Question

Prove the following:
$\dfrac{\cos 4x+\cos 3x+\cos 2x}{\sin 4x+\sin 3x+\sin 2x}=\cot 3x$

Answer 1

Hint:To prove the above expression, solve the L.H.S of the expression. In the numerator of the L.H.S, use the identity for $\cos C+\cos D$ in $\cos 4x+\cos 2x$ and in the denominator of L.H.S, use the identity $\sin C+\sin D$ in $\sin 4x+\sin 2x$. Then simplify the expression.

Complete step-by-step answer:
The expression given in the question is:
$\dfrac{\cos 4x+\cos 3x+\cos 2x}{\sin 4x+\sin 3x+\sin 2x}=\cot 3x$
Now, we are going to simplify the L.H.S of the above equation.
$\dfrac{\cos 4x+\cos 3x+\cos 2x}{\sin 4x+\sin 3x+\sin 2x}$
The numerator of the above expression is in the form of $\cos C+\cos D$ so we can apply the identity of $\cos C+\cos D$ in $\cos 4x+\cos 2x$.
$\begin{align}
  & \cos 4x+\cos 2x=2\cos \left( \dfrac{4x+2x}{2} \right)\cos \left( \dfrac{4x-2x}{2} \right) \\
 & \Rightarrow \cos 4x+\cos 2x=2\cos \left( 3x \right)\cos \left( x \right) \\
\end{align}$
If you can see the denominator of the expression, $\sin 4x+\sin 2x$ is in the form of $\sin C+\sin D$ so we can apply the identity of $\sin C+\sin D$ in the expression $\sin 4x+\sin 2x$.
$\begin{align}
  & \sin 4x+\sin 2x=2\sin \left( \dfrac{4x+2x}{2} \right)\cos \left( \dfrac{4x-2x}{2} \right) \\
 & \Rightarrow \sin 4x+\sin 2x=2\sin \left( 3x \right)\cos \left( x \right) \\
\end{align}$
Substituting the value of expressions $\sin 4x+\sin 2x\And \cos 4x+\cos 2x$ in the L.H.S expression given in the question we get,
$\begin{align}
  & \dfrac{\cos 4x+\cos 3x+\cos 2x}{\sin 4x+\sin 3x+\sin 2x} \\
 & =\dfrac{2\cos 3x\cos x+\cos 3x}{2\sin 3x\cos x+\sin 3x} \\
 & =\dfrac{\cos 3x(2\cos x+1)}{\sin 3x(2\cos x+1)} \\
\end{align}$
In the above expression $2\cos x+1$ will be cancelled out from the numerator and the denominator.
$\begin{align}
  & \dfrac{\cos 3x}{\sin 3x} \\
 & =\cot 3x \\
\end{align}$
From the above calculation, the result of L.H.S in the given expression has come out to be $\cot 3x$ which is equal to R.H.S of the given expression.
Hence, we have proved L.H.S = R.H.S of the given expression.
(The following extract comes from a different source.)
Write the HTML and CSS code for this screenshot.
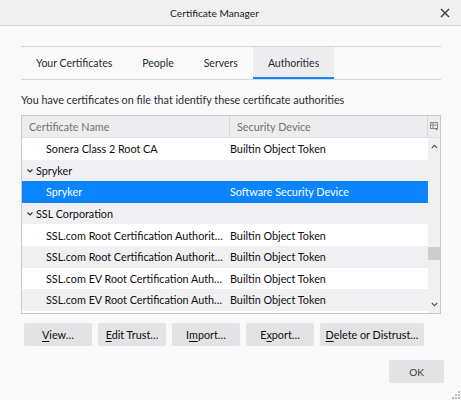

Note: You might be wondering why we have applied $\cos C+\cos D$ for $\cos 4x+\cos 2x$ in the numerator and $\sin C+\sin D$ for $\sin 4x+\sin 2x$ in the denominator because when we take$\cos 4x+\cos 2x$ then after applying the identity then expression converts to $\cos 3x$. Similarly, in the denominator we have got $\sin 3x$ and the R.H.S of the given expression contains $\cot 3x$. So, to equate both the sides, we have selectively taken the angles $4x$ and $2x$ of cosine and sine in the numerator and denominator respectively.